O günlerde Türkiye ile Suriye arasında çok iyi ilişkiler vardı. Esad ailesi ile dönemin Başbakanı Recep Tayyip Erdoğan ve ailesi arasında “ kardeşlik” gibi yakınlaşma içindeydi.
Ancak Amerika “Arap Baharı” adı altında Başer Esad’ı devirme ve Suriye-Rusya ilişkilerini engellemek için harekete geçti.
Tarihi müttefiki Türkiye’de Amerika’nın bu kararının en önemli destekçisi oldu.
Suriye ile kardeşlik bağları koptu ve Erdoğan Esad’ı en fazla eleştiren lider oldu.
İşte bu yaşananların temelinde Akdeniz’in hakimiyeti var, Suriye’nin Rusya ile çok yakınlaşarak Akdeniz’deki karakolu olma kararı var.
Yani oyun büyük, kavga ise Amerika ile Rusya arasındaki güç kavgası haline geldi.
IŞİD ya da DAEŞ ile mücadele kapsamında İncirlik hava üssünü Amerika’ya açtı. Türkiye ve Amerika savaş uçakları ile Esad muhaliflerine destek veren hava harekatlarına hız verdi.
Koltuğunu kaybetme riski artan Esad müttefiki Rusya lideri Putin’den “acil destek” istedi ve Rusya da DAEŞ’le mücadele adı altında Esad muhaliflerini bombalamaya başladı.
Rusya sadece uçakları ile değil Hazar denizindeki ve Akdeniz’deki savaş gemilerinden attığı füzelerle Esad muhaliflerine bomba yağdırmaya başladı.
Amerika ve Türkiye bu saldırılar ile Esad’ı devirme şansının azaldığını gördü ki Türkiye hava sahasını ihlal ettiği haklı gerekçesi ile angajman kuralı gereği Rusya hava kuvvetlerine ait SU24 savaş uçağını düşürdü.
İşte ilk bakışta da bugün de haklılığımız olan bu olayın Rusya’nın provokasyonu olduğu ve Türkiye’nin de bu tuzağa düştüğü anlaşıldı.

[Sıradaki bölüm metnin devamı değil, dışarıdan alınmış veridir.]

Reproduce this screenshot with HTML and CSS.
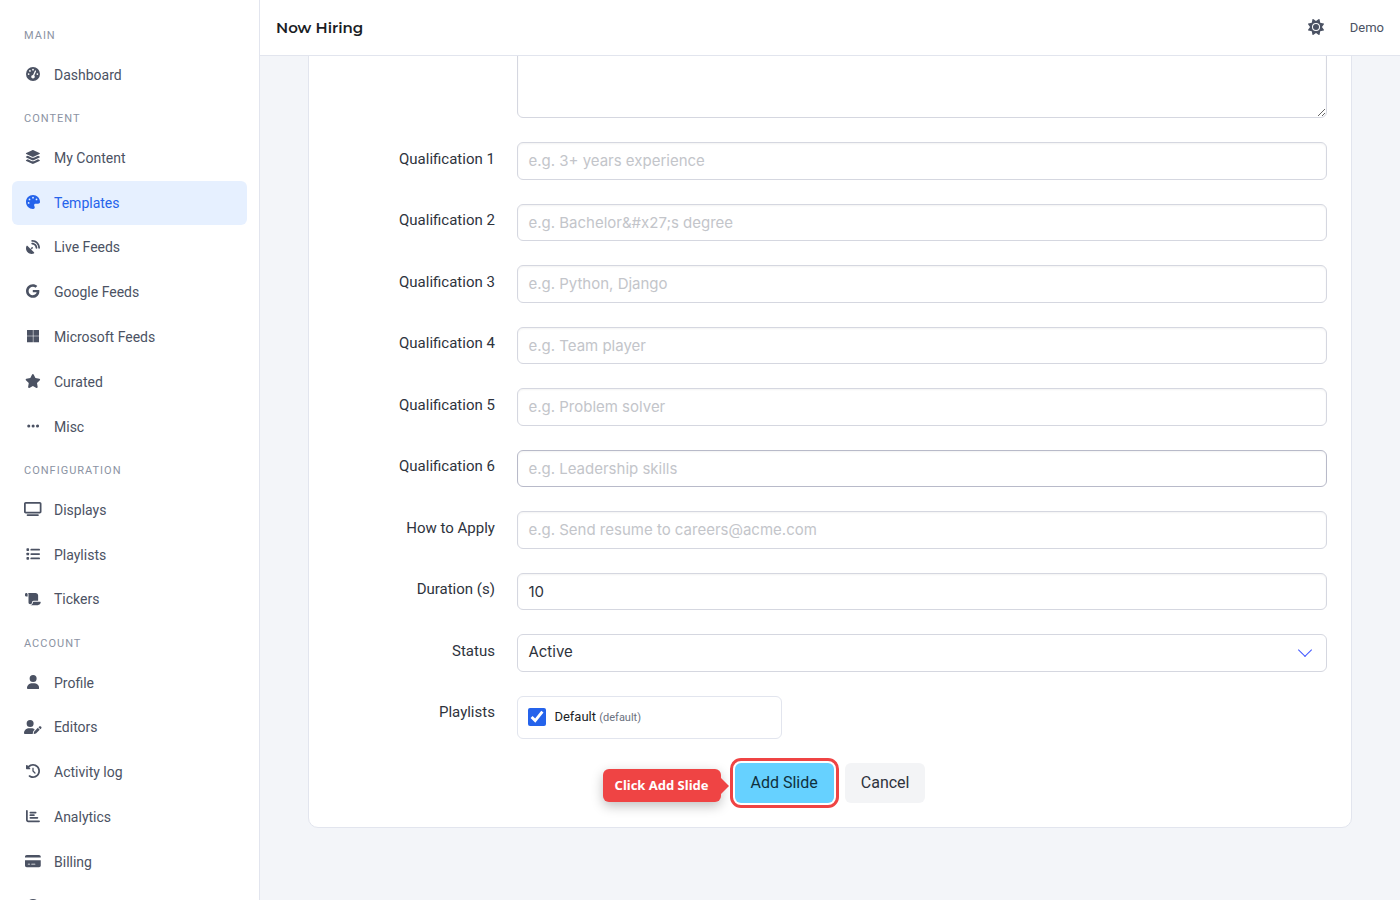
FILE: index.html
```html
<!DOCTYPE html>
<html lang="en">
<head>
  <meta charset="UTF-8">
  <meta name="viewport" content="width=device-width, initial-scale=1.0">
  <title>Now Hiring</title>
  <link rel="stylesheet" href="styles.css">
</head>
<body>
  <!-- Sidebar -->
  <nav class="sidebar">
    <p class="menu-label">Main</p>
    <ul class="menu-list">
      <li><a href="#"><span class="icon"><svg viewBox="0 0 512 512"><path d="M0 256a256 256 0 1 1 512 0A256 256 0 1 1 0 256zM288 96a32 32 0 1 0 -64 0 32 32 0 1 0 64 0zM256 416c35.3 0 64-28.7 64-64c0-17.400-6.900-33.100-18.100-44.600L366 161.700c5.300-12.100-.2-26.300-12.300-31.600s-26.300 .2-31.600 12.300L257.900 288c-.6 0-1.300 0-1.900 0c-35.300 0-64 28.700-64 64s28.700 64 64 64zM176 144a32 32 0 1 0 -64 0 32 32 0 1 0 64 0zM96 288a32 32 0 1 0 0-64 32 32 0 1 0 0 64zm352-32a32 32 0 1 0 -64 0 32 32 0 1 0 64 0z"/></svg></span>Dashboard</a></li>
    </ul>

    <p class="menu-label">Content</p>
    <ul class="menu-list">
      <li><a href="#"><span class="icon"><svg viewBox="0 0 576 512"><path d="M264.500 5.200c14.900-6.900 32.100-6.900 47 0l218.600 101c8.500 3.900 13.900 12.400 13.900 21.800s-5.400 17.900-13.900 21.800l-218.600 101c-14.900 6.900-32.100 6.900-47 0L45.900 149.800C37.400 145.800 32 137.300 32 128s5.400-17.900 13.900-21.800L264.500 5.200zM476.900 209.600l53.200 24.600c8.500 3.900 13.900 12.400 13.900 21.800s-5.400 17.900-13.900 21.800l-218.600 101c-14.900 6.900-32.100 6.900-47 0L45.900 277.800C37.400 273.800 32 265.300 32 256s5.400-17.900 13.900-21.800l53.200-24.600 152 70.200c23.400 10.800 50.400 10.800 73.800 0l152-70.200zm-152 198.200l152-70.200 53.200 24.600c8.500 3.900 13.900 12.400 13.900 21.800s-5.400 17.900-13.900 21.800l-218.600 101c-14.900 6.900-32.100 6.900-47 0L45.900 405.800C37.400 401.800 32 393.300 32 384s5.400-17.900 13.900-21.800l53.200-24.600 152 70.200c23.400 10.800 50.400 10.800 73.800 0z"/></svg></span>My Content</a></li>
      <li><a href="#" class="is-active"><span class="icon"><svg viewBox="0 0 512 512"><path d="M512 256c0 .9 0 1.800 0 2.700c-.4 36.500-33.600 61.300-70.100 61.300H344c-26.500 0-48 21.500-48 48c0 3.400 .4 6.700 1 9.900c2.100 10.200 6.500 20 10.800 29.900c6.100 13.800 12.100 27.500 12.100 42c0 31.800-21.600 60.700-53.400 62c-3.500 .1-7 .2-10.600 .2C114.600 512 0 397.400 0 256S114.600 0 256 0S512 114.600 512 256zM128 288a32 32 0 1 0 -64 0 32 32 0 1 0 64 0zm0-96a32 32 0 1 0 0-64 32 32 0 1 0 0 64zM288 96a32 32 0 1 0 -64 0 32 32 0 1 0 64 0zm96 96a32 32 0 1 0 0-64 32 32 0 1 0 0 64z"/></svg></span>Templates</a></li>
      <li><a href="#"><span class="icon"><svg viewBox="0 0 512 512"><path d="M192 32c0-17.700 14.300-32 32-32C383.100 0 512 128.900 512 288c0 17.700-14.300 32-32 32s-32-14.300-32-32C448 164.300 347.700 64 224 64c-17.700 0-32-14.300-32-32zM60.600 220.600L164.700 324.700l28.400-28.400c-.7-2.600-1.100-5.400-1.100-8.300c0-17.700 14.300-32 32-32s32 14.300 32 32s-14.300 32-32 32c-2.900 0-5.600-.4-8.300-1.100l-28.400 28.400L291.400 451.400c14.500 14.500 11.800 38.800-7.300 46.300C260.500 506.900 234.900 512 208 512C93.100 512 0 418.900 0 304c0-26.900 5.100-52.500 14.400-76.100c7.500-19 31.800-21.800 46.300-7.300zM224 96c106 0 192 86 192 192c0 17.700-14.300 32-32 32s-32-14.300-32-32c0-70.700-57.300-128-128-128c-17.700 0-32-14.300-32-32s14.300-32 32-32z"/></svg></span>Live Feeds</a></li>
      <li><a href="#"><span class="icon"><svg viewBox="0 0 488 512"><path d="M488 261.800C488 403.300 391.100 504 248 504 110.800 504 0 393.200 0 256S110.800 8 248 8c66.800 0 123 24.500 166.300 64.900l-67.500 64.900C258.500 52.600 94.300 116.600 94.300 256c0 86.500 69.100 156.600 153.700 156.600 98.200 0 135-70.400 140.800-106.900H248v-85.300h236.100c2.300 12.700 3.900 24.900 3.900 41.400z"/></svg></span>Google Feeds</a></li>
      <li><a href="#"><span class="icon"><svg viewBox="0 0 448 512"><path d="M0 32h214.600v214.600H0V32zm233.400 0H448v214.600H233.400V32zM0 265.400h214.600V480H0V265.400zm233.400 0H448V480H233.400V265.400z"/></svg></span>Microsoft Feeds</a></li>
      <li><a href="#"><span class="icon"><svg viewBox="0 0 576 512"><path d="M316.900 18C311.600 7 300.400 0 288.100 0s-23.400 7-28.800 18L195 150.300 51.400 171.500c-12 1.800-22 10.200-25.700 21.700s-.7 24.200 7.900 32.700L137.800 329 113.200 474.700c-2 12 3 24.200 12.900 31.300s23 8 33.800 2.300l128.300-68.500 128.300 68.500c10.800 5.700 23.900 4.900 33.800-2.300s14.900-19.300 12.900-31.300L438.500 329 542.700 225.900c8.600-8.500 11.700-21.200 7.900-32.700s-13.700-19.900-25.700-21.700L381.200 150.300 316.900 18z"/></svg></span>Curated</a></li>
      <li><a href="#"><span class="icon"><svg viewBox="0 0 448 512"><path d="M8 256a56 56 0 1 1 112 0A56 56 0 1 1 8 256zm160 0a56 56 0 1 1 112 0 56 56 0 1 1 -112 0zm216-56a56 56 0 1 1 0 112 56 56 0 1 1 0-112z"/></svg></span>Misc</a></li>
    </ul>

    <p class="menu-label">Configuration</p>
    <ul class="menu-list">
      <li><a href="#"><span class="icon"><svg viewBox="0 0 640 512"><path d="M64 64V352H576V64H64zM0 64C0 28.700 28.700 0 64 0H576c35.300 0 64 28.700 64 64V352c0 35.300-28.700 64-64 64H64c-35.300 0-64-28.700-64-64V64zM128 448H512c17.700 0 32 14.300 32 32s-14.300 32-32 32H128c-17.700 0-32-14.300-32-32s14.300-32 32-32z"/></svg></span>Displays</a></li>
      <li><a href="#"><span class="icon"><svg viewBox="0 0 512 512"><rect x="16" y="48" width="96" height="96" rx="24"/><rect x="16" y="208" width="96" height="96" rx="24"/><rect x="16" y="368" width="96" height="96" rx="24"/><rect x="160" y="64" width="352" height="64" rx="32"/><rect x="160" y="224" width="352" height="64" rx="32"/><rect x="160" y="384" width="352" height="64" rx="32"/></svg></span>Playlists</a></li>
      <li><a href="#"><span class="icon"><svg viewBox="0 0 576 512"><path d="M0 80v48c0 17.700 14.300 32 32 32H48 96V80c0-26.500-21.500-48-48-48S0 53.500 0 80zM112 32c10 13.400 16 30 16 48V384c0 35.300 28.700 64 64 64s64-28.700 64-64v-5.300c0-32.400 26.300-58.700 58.700-58.700H480V128c0-53-43-96-96-96H112zM464 480c61.900 0 112-50.100 112-112c0-8.800-7.200-16-16-16H314.700c-14.700 0-26.700 11.900-26.700 26.700V384c0 53-43 96-96 96H368h96z"/></svg></span>Tickers</a></li>
    </ul>

    <p class="menu-label">Account</p>
    <ul class="menu-list">
      <li><a href="#"><span class="icon"><svg viewBox="0 0 448 512"><path d="M224 256A128 128 0 1 0 224 0a128 128 0 1 0 0 256zm-45.700 48C79.800 304 0 383.800 0 482.300C0 498.700 13.300 512 29.700 512H418.300c16.400 0 29.700-13.300 29.700-29.700C448 383.800 368.200 304 269.700 304H178.300z"/></svg></span>Profile</a></li>
      <li><a href="#"><span class="icon"><svg viewBox="0 0 640 512"><path d="M224 256A128 128 0 1 0 224 0a128 128 0 1 0 0 256zm-45.700 48C79.800 304 0 383.800 0 482.300C0 498.700 13.300 512 29.700 512H322.800c-3.100-8.800-3.700-18.400-1.400-27.800l15-60.100c2.800-11.300 8.600-21.500 16.800-29.700l40.300-40.300c-32.100-31-75.700-50.100-123.900-50.100H178.300zm435.500-68.300c-15.600-15.600-40.900-15.600-56.600 0l-29.400 29.400 71 71 29.400-29.400c15.600-15.600 15.600-40.900 0-56.600l-14.400-14.400zM375.900 417c-4.100 4.100-7 9.200-8.400 14.900l-15 60.100c-1.400 5.500 .2 11.200 4.200 15.200s9.700 5.600 15.200 4.200l60.100-15c5.600-1.400 10.800-4.300 14.900-8.400L576.100 358.700l-71-71L375.900 417z"/></svg></span>Editors</a></li>
      <li><a href="#"><span class="icon"><svg viewBox="0 0 512 512"><path d="M75 75L41 41C25.900 25.900 0 36.600 0 57.900V168c0 13.300 10.700 24 24 24H134.100c21.400 0 32.100-25.900 17-41l-30.800-30.800C155 85.500 203 64 256 64c106 0 192 86 192 192s-86 192-192 192c-40.800 0-78.600-12.700-109.700-34.400c-14.500-10.100-34.400-6.600-44.600 7.900s-6.600 34.400 7.900 44.600C151.200 495 201.700 512 256 512c141.400 0 256-114.600 256-256S397.400 0 256 0C185.300 0 121.300 28.700 75 75zm181 53c-13.300 0-24 10.700-24 24V256c0 6.400 2.500 12.500 7 17l72 72c9.400 9.400 24.600 9.400 33.900 0s9.400-24.600 0-33.900l-65-65V152c0-13.300-10.700-24-24-24z"/></svg></span>Activity log</a></li>
      <li><a href="#"><span class="icon"><svg viewBox="0 0 512 512"><path d="M32 32c17.700 0 32 14.300 32 32V400c0 8.800 7.200 16 16 16H480c17.700 0 32 14.300 32 32s-14.300 32-32 32H80c-44.200 0-80-35.800-80-80V64C0 46.300 14.300 32 32 32z"/><rect x="128" y="96" width="256" height="64" rx="32"/><rect x="128" y="192" width="192" height="64" rx="32"/><rect x="128" y="288" width="320" height="64" rx="32"/></svg></span>Analytics</a></li>
      <li><a href="#"><span class="icon"><svg viewBox="0 0 576 512"><path d="M64 32C28.700 32 0 60.700 0 96v32H576V96c0-35.300-28.700-64-64-64H64zM576 224H0V416c0 35.300 28.700 64 64 64H512c35.300 0 64-28.700 64-64V224zM112 352h64c8.800 0 16 7.200 16 16s-7.200 16-16 16H112c-8.800 0-16-7.200-16-16s7.200-16 16-16zm112 16c0-8.800 7.200-16 16-16H368c8.800 0 16 7.200 16 16s-7.200 16-16 16H240c-8.800 0-16-7.200-16-16z"/></svg></span>Billing</a></li>
      <li><a href="#"><span class="icon"><svg viewBox="0 0 512 512"><circle cx="256" cy="256" r="256"/></svg></span>Help</a></li>
    </ul>
  </nav>

  <div class="page">
    <!-- Top bar -->
    <header class="topbar">
      <h1>Now Hiring</h1>
      <div class="topbar-right">
        <button type="button" class="theme-toggle" aria-label="Toggle theme"><svg viewBox="0 0 512 512"><path d="M361.500 1.200c5 2.100 8.600 6.600 9.600 11.900L391 121l107.900 19.800c5.300 1 9.800 4.600 11.900 9.600s1.500 10.700-1.600 15.200L446.900 256l62.300 90.300c3.100 4.500 3.700 10.200 1.600 15.200s-6.600 8.600-11.900 9.600L391 391 371.100 498.900c-1 5.300-4.600 9.800-9.600 11.900s-10.700 1.500-15.200-1.600L256 446.900l-90.300 62.300c-4.500 3.100-10.200 3.700-15.200 1.600s-8.600-6.600-9.600-11.900L121 391 13.100 371.100c-5.300-1-9.800-4.600-11.900-9.600s-1.500-10.700 1.600-15.200L65.100 256 2.800 165.700c-3.100-4.500-3.700-10.200-1.600-15.200s6.600-8.600 11.900-9.600L121 121 140.900 13.100c1-5.300 4.600-9.800 9.600-11.900s10.700-1.500 15.200 1.600L256 65.100 346.300 2.800c4.500-3.100 10.200-3.700 15.200-1.600zM384 256a128 128 0 1 0 -256 0 128 128 0 1 0 256 0z"/><circle cx="256" cy="256" r="96"/></svg></button>
        <a href="#" class="username">Demo</a>
      </div>
    </header>

    <main class="content">
      <form class="card">
        <div class="field">
          <div class="field-label"></div>
          <div class="field-body"><textarea class="textarea" aria-label="Description"></textarea></div>
        </div>
        <div class="field">
          <label class="field-label" for="q1">Qualification 1</label>
          <div class="field-body"><input class="input" type="text" id="q1" placeholder="e.g. 3+ years experience"></div>
        </div>
        <div class="field">
          <label class="field-label" for="q2">Qualification 2</label>
          <div class="field-body"><input class="input" type="text" id="q2" placeholder="e.g. Bachelor&amp;#x27;s degree"></div>
        </div>
        <div class="field">
          <label class="field-label" for="q3">Qualification 3</label>
          <div class="field-body"><input class="input" type="text" id="q3" placeholder="e.g. Python, Django"></div>
        </div>
        <div class="field">
          <label class="field-label" for="q4">Qualification 4</label>
          <div class="field-body"><input class="input" type="text" id="q4" placeholder="e.g. Team player"></div>
        </div>
        <div class="field">
          <label class="field-label" for="q5">Qualification 5</label>
          <div class="field-body"><input class="input" type="text" id="q5" placeholder="e.g. Problem solver"></div>
        </div>
        <div class="field">
          <label class="field-label" for="q6">Qualification 6</label>
          <div class="field-body"><input class="input is-hovered" type="text" id="q6" placeholder="e.g. Leadership skills"></div>
        </div>
        <div class="field">
          <label class="field-label" for="apply">How to Apply</label>
          <div class="field-body"><input class="input" type="text" id="apply" placeholder="e.g. Send resume to careers@acme.com"></div>
        </div>
        <div class="field">
          <label class="field-label" for="duration">Duration (s)</label>
          <div class="field-body"><input class="input" type="number" id="duration" value="10"></div>
        </div>
        <div class="field">
          <label class="field-label" for="status">Status</label>
          <div class="field-body select">
            <select class="input" id="status">
              <option selected>Active</option>
            </select>
          </div>
        </div>
        <div class="field">
          <div class="field-label">Playlists</div>
          <div class="field-body playlists">
            <label class="playlist" for="playlist-default">
              <input type="checkbox" id="playlist-default" checked>
              <span>Default <small>(default)</small></span>
            </label>
          </div>
        </div>

        <div class="buttons">
          <div class="highlight">
            <button type="submit" class="button is-primary">Add Slide</button>
            <div class="callout">Click Add Slide</div>
          </div>
          <button type="button" class="button">Cancel</button>
        </div>
      </form>
    </main>
  </div>
</body>
</html>
```
FILE: styles.css
```css
* {
  box-sizing: border-box;
}

body {
  margin: 0;
  height: 100vh;
  display: flex;
  overflow: hidden;
  font-family: Roboto, sans-serif;
  font-size: 15px;
  line-height: 1.5;
  color: #2e333d;
  background-color: #f3f5f9;
}

/* Sidebar */
.sidebar {
  flex: none;
  width: 260px;
  padding: 14px 12px;
  overflow: hidden;
  background-color: #fff;
  border-right: 1px solid #e2e5ee;
}

.menu-label {
  margin: 0;
  padding: 14px 12px 8px;
  font-size: 11px;
  line-height: 1.5;
  letter-spacing: 1px;
  text-transform: uppercase;
  color: #8b93a3;
}

.menu-list {
  list-style: none;
  margin: 0;
  padding: 0;
}

.menu-list a {
  display: flex;
  align-items: center;
  gap: 12px;
  padding: 0.7rem 12px;
  border-radius: 6px;
  font-size: 14px;
  line-height: 1.6;
  color: #4b5263;
  text-decoration: none;
}

.menu-list a.is-active {
  background-color: #e6f0ff;
  color: #2563eb;
}

.icon {
  display: flex;
  justify-content: center;
  width: 18px;
  padding-bottom: 2px;
}

.icon svg {
  flex: none;
  height: 14px;
  fill: currentColor;
  fill-rule: evenodd;
}

/* Top bar */
.page {
  flex: 1;
  min-width: 0;
  display: flex;
  flex-direction: column;
}

.topbar {
  flex: none;
  display: flex;
  align-items: center;
  justify-content: space-between;
  height: 56px;
  padding: 0 16px;
  background-color: #fff;
  border-bottom: 1px solid #e2e5ee;
}

.topbar h1 {
  margin: 0;
  font-family: Montserrat, Inter, sans-serif;
  font-size: 15px;
  font-weight: 600;
  line-height: 24px;
  color: #1a1d24;
}

.topbar-right {
  display: flex;
  align-items: center;
  gap: 26px;
}

.theme-toggle {
  display: flex;
  padding: 0 0 2px;
  border: none;
  background: none;
  color: #4b5263;
  cursor: pointer;
}

.theme-toggle svg {
  height: 16px;
  fill: currentColor;
  fill-rule: evenodd;
}

.username {
  font-size: 13px;
  color: #4b5263;
  text-decoration: none;
}

/* Form */
.content {
  flex: 1;
  padding: 0 48px;
  overflow: hidden;
}

.card {
  margin-top: -83px; /* the form is scrolled under the top bar */
  padding: 24px;
  background-color: #fff;
  border: 1px solid #e2e5ee;
  border-radius: 10px;
}

.field {
  display: flex;
  margin-bottom: 24px;
}

.field-label {
  flex: 1 1 0;
  margin-right: 1.5em;
  padding-top: 0.375em;
  text-align: right;
}

.field-body {
  flex: 5 1 0;
  min-width: 0;
}

.input,
.textarea {
  display: block;
  width: 100%;
  height: 2.5em;
  padding: 0 10px;
  font-family: Inter, sans-serif;
  font-size: 15px;
  color: #2e333d;
  background-color: #fff;
  border: 1px solid #d5d7e0;
  border-radius: 6px;
  box-shadow: inset 0 1px 2px rgba(10, 10, 10, 0.05);
}

.input.is-hovered {
  border-color: #b8bac9;
}

.input::placeholder {
  color: #c3c5ca;
}

.input[type="number"] {
  appearance: textfield;
}

.textarea {
  height: 120px;
  resize: vertical;
}

.select {
  position: relative;
}

.select .input {
  appearance: none;
  padding-bottom: 2px;
  box-shadow: none;
}

.select::after {
  content: "";
  position: absolute;
  right: 17px;
  top: 11px;
  width: 9px;
  height: 9px;
  border: 1px solid #4258ff;
  border-top: 0;
  border-right: 0;
  transform: rotate(-45deg);
  pointer-events: none;
}

.playlists {
  display: grid;
  grid-template-columns: repeat(3, 1fr);
  gap: 8px;
}

.playlist {
  display: flex;
  align-items: center;
  gap: 8px;
  height: 43px;
  padding: 0 10px;
  border: 1px solid #e2e5ee;
  border-radius: 6px;
  font-size: 13px;
  color: #1a1d24;
}

.playlist input {
  width: 18px;
  height: 18px;
  margin: 0;
  accent-color: #2563eb;
}

.playlist small {
  font-size: 11px;
  color: #6b7280;
}

/* Buttons */
.buttons {
  display: flex;
  justify-content: center;
  gap: 11px;
}

.button {
  height: 40px;
  padding: 0 16px;
  border: none;
  border-radius: 6px;
  font-family: Roboto, sans-serif;
  font-size: 16px;
  color: #2e333d;
  background-color: #f3f4f6;
  cursor: pointer;
}

.button.is-primary {
  color: #0f303d;
  background-color: #66d1ff;
  outline: 3px solid #ef4444;
  outline-offset: 2px;
}

.highlight {
  position: relative;
}

.callout {
  position: absolute;
  right: 100%;
  top: 6px;
  margin-right: 14px;
  padding: 6px 12px;
  border-radius: 6px;
  font-family: "Noto Sans", sans-serif;
  font-size: 13px;
  font-weight: 700;
  line-height: 21px;
  white-space: nowrap;
  color: #fff;
  background-color: #ef4444;
  box-shadow: 0 4px 12px rgba(0, 0, 0, 0.25);
}

.callout::after {
  content: "";
  position: absolute;
  left: 100%;
  top: 9px;
  border: 8px solid transparent;
  border-left-color: #ef4444;
  border-right: 0;
}
```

Çünkü Rusya düşürdüğümüz bu savaş uçağının bahanesi ile Suriye’ye çok daha fazla askeri yığınak yaptı ve bombardıman uçakları ile Suriye’ye iyice yerleşti.
Ve Putin askeri tehdit alındığı an Rusya’nın anında misilleme yapma emrini Rusya Ordusuna verdi.
O günden bu yana ne Amerika ne de Türkiye IŞİD bahanesi ile de olsa hava harekatlarını durdurmak zorunda kaldılar.
Ancak Rusya Esad muhaliflerini hatta pilotlarını öldüren Bayır Bucak Türkmenlerine de bomba yağdırmaya başladı.
Özetle Amerika ve Türkiye Suriye’deki operasyonlarına ara verdi.
Rusya bununla da kalmadı Irak merkezi hükümetine baskı yaparak Kuzey Irak’ta bulunan Türk askerinin tahliye edilmesi için düğmeye bastı.
Irak hükümeti Türkiye ve Birleşmiş Milletlere resmen başvurarak Türk Askerinin topraklarını terk etmesini de istedi.